Parisians felt betrayed. The terms of the armistice allowed the Prussians to enter Paris for two days to celebrate their victory. The people of Paris turned their backs, shut their doors and dressed in mourning. After the Prussians departed they cleaned the streets.

The new National Assembly was pro-royalist and opposed to the republicanism of Paris. Adolphe Thiers was elected head of the new government and he drew up a peace treaty with Prussians. He then stopped pay for the National Guard and ordered Parisians to pay back commercial debts and rent arrears they had run up during the siege.

Anger rose and people took to the streets. After solidiers refused to follow orders to shoot the protesters the government fled and the people of Paris occupied the HĂ´tel de Ville.

A new mood of freedom swept across Paris. Although still no one was formally in charge, streets were swept, cafés stayed open. The National Guard was paid regularly and public relief was handed out to the poor. On 26 March elections were held and two days later the Commune was proclaimed. Red sashes and red flags abounded throughout the city.

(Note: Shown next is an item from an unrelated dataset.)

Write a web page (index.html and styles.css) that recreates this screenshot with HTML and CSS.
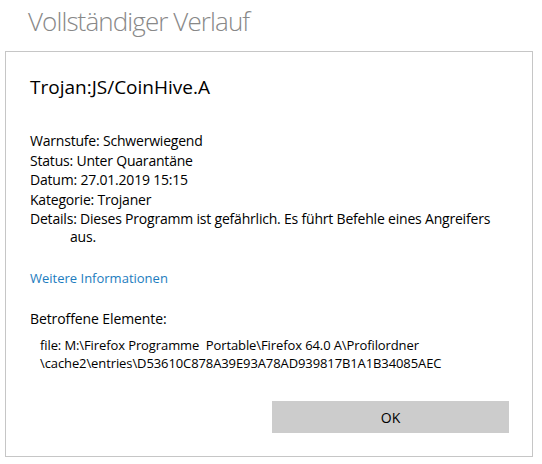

A member of the Commune, Jules Vallés, wrote in his newspaper Le Cri du Peuple:

Today is the festive wedding day of the Idea and the Revolution. Soldier-citizens, the Commune we have acclaimed and married today must tomorrow bear fruit; we must take our place once more, still proud and now free, in the workshop and at the counter. After the poetry of triumph, the prose of work.

There were no formal political parties in the Commune – they were all socialists but aligned in loose groupings: Jacobins, Blanquists and communists. They were all Communards.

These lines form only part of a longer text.